Les ksour de l’Atlas saharien, ces villages fortifiés berbères perchés sur des pitons rocheux, racontent quant à eux l’histoire de communautés. Leur architecture de terre, parfaitement intégrée au paysage, leurs systèmes défensifs sophistiqués et leur organisation sociale communautaire en font des témoins précieux d’un mode de vie aujourd’hui menacé.
Sur les traces des civilisations antiques
L’Algérie antique revit à travers plusieurs sites proposés. Les mausolées royaux, échelonnés du IVe siècle avant J.-C. au VIe siècle de notre ère, forment un ensemble unique en Afrique du Nord. Du Medracen, monument funéraire numide aux influences méditerranéennes, au Tombeau de la Chrétienneté près de Tipasa, ces structures monumentales témoignent de la puissance des royaumes berbères antiques et de leur capacité à dialoguer avec les grandes civilisations méditerranéennes tout en préservant leur identité.
Le patrimoine archéologique de Tébessa, l’antique Theveste, offre un condensé de trois millénaires d’histoire. Son arc de triomphe de Caracalla, parmi les mieux conservés du monde romain, ses temples, sa basilique chrétienne et son amphithéâtre racontent l’histoire d’une cité qui fut tour à tour numide, romaine, vandale et byzantine. Cette stratification historique fait de Tébessa un livre ouvert sur l’histoire de l’Afrique du Nord antique.

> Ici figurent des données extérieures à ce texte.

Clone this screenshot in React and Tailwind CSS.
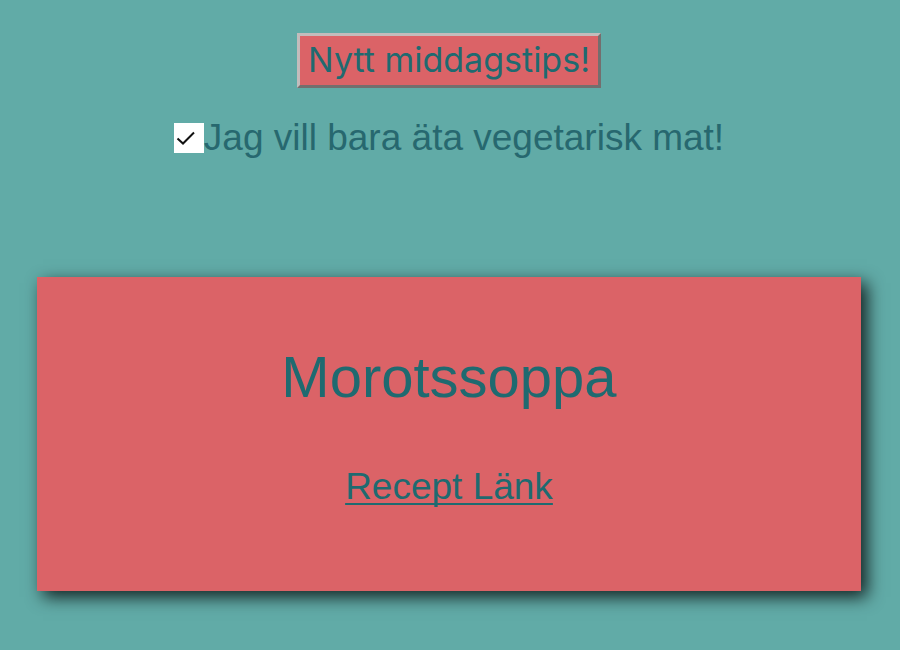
export default function App() {
  return (
    <main className="flex min-h-screen flex-col items-center bg-[#61aba7] pt-[33px] pr-[39px] pl-[37px] font-['Liberation_Sans',Arial,sans-serif] text-[37px] text-[#1f6a70]">
      <button
        type="button"
        className="border-3 border-t-[#c3bcbc] border-r-[#746e6e] border-b-[#746e6e] border-l-[#c3bcbc] bg-[#db6367] px-2 pt-[5px] pb-[6px] font-[Inter,sans-serif] text-[34px] leading-[38px]"
      >
        Nytt middagstips!
      </button>
      <label className="mt-7 flex items-center leading-[44px] text-[#27686f]">
        <span className="grid size-[30px] place-items-center bg-white">
          <input type="checkbox" defaultChecked className="peer col-start-1 row-start-1 size-[30px] appearance-none" />
          <svg viewBox="0 0 30 30" className="pointer-events-none col-start-1 row-start-1 hidden size-[30px] peer-checked:block" fill="none" stroke="#111" strokeWidth="2">
            <path d="M3.5 15.5 L9 20.5 L20 9.5" />
          </svg>
        </span>
        Jag vill bara äta vegetarisk mat!
      </label>
      <section className="mt-[117px] flex w-full flex-col items-center bg-[#db6367] pt-[66px] pb-[82px] shadow-[6px_6px_16px_#000000cc]">
        <h1 className="text-[58px] leading-[68px]">Morotssoppa</h1>
        <a
          href="#recept"
          className="mt-[54px] leading-[44px] underline decoration-2 underline-offset-4 [text-decoration-skip-ink:none]"
        >
          Recept Länk
        </a>
      </section>
    </main>
  );
}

Les itinéraires augustiniens constituent une proposition originale qui met en valeur le patrimoine spirituel de l’Algérie. Saint Augustin, né à Thagaste (actuelle Souk Ahras) en 354, reste l’une des figures majeures de la pensée occidentale. Les sites liés à sa vie et à son œuvre – de sa ville natale à Hippone (Annaba) où il fut évêque – forment un parcours de pèlerinage culturel unique en Afrique.
La ville de Nedroma et la région des Trara, dans l’ouest algérien, incarnent la synthèse entre influences andalouses et traditions berbères locales. Surnommée « la perle des Trara« , Nedroma a conservé intact son tissu urbain médiéval, ses mosquées aux minarets élancés et ses maisons traditionnelles aux patios ombragés. Cette architecture raffinée, héritée des musulmans d’Andalousie, s’harmonise avec les paysages montagneux spectaculaires des Trara.
Un patrimoine déjà largement reconnu

Ces onze nouvelles candidatures viennent s’ajouter à un patrimoine déjà consacré par l’UNESCO. L’Algérie compte actuellement sept sites inscrits au patrimoine mondial, témoignant de la reconnaissance internationale de ses richesses culturelles et naturelles. La Casbah d’Alger, médina historique unique surplombant la baie, côtoie les sites antiques de Tipasa, Djémila et Timgad, véritables musées à ciel ouvert de l’urbanisme romain.
La Kalâa des Béni Hammad évoque la splendeur des dynasties musulmanes médiévales, tandis que la Vallée du M’Zab fascine par son architecture mozabite parfaitement préservée. Le Tassili n’Ajjer, site mixte culturel et naturel, abrite la plus importante concentration d’art rupestre préhistorique au monde.
Enfin, au-delà des sites physiques, l’Algérie peut s’enorgueillir d’un patrimoine immatériel vivant reconnu par l’UNESCO. Le Raï, genre musical né à Oran et Sidi Bel Abbès, a conquis le monde. Le couscous, plat emblématique partagé avec les pays du Maghreb, l’Ahellil du Gourara, poésie chantée du Sahara, ou encore l’imzad, musique des femmes touarègues, témoignent de la vitalité des traditions culturelles algériennes.
Les défis de la candidature
Chaque site devra faire l’objet d’un plan de gestion détaillé, garantissant sa protection tout en permettant son accès au public dans le respect de son intégrité. Le ministère de la Culture et des Arts souligne que cette mise à jour « représente un acquis culturel important qui vient couronner un effort scientifique et technique complémentaire mené par le Comité scientifique national« . La méthodologie adoptée, sous la supervision d’experts algériens, a permis l’élaboration d’une « liste équilibrée conformément aux principes directeurs de la Convention de 1972 concernant la protection du patrimoine mondial culturel et naturel« .
Par ailleurs, pour la première fois, cette actualisation se distingue par l’introduction de deux sites naturels, fruit d’une coordination entre les ministères de la Culture et de l’Agriculture.
Si ces candidatures aboutissent, l’Algérie comptera dix-huit sites au patrimoine mondial, la positionnant parmi les pays les plus riches en sites UNESCO du continent africain et du monde arabe. Cette reconnaissance internationale contribuera au développement d’un tourisme culturel et naturel de qualité, créateur d’emplois et vecteur de développement local, tout en sensibilisant les Algériens eux-mêmes à la valeur de leur patrimoine.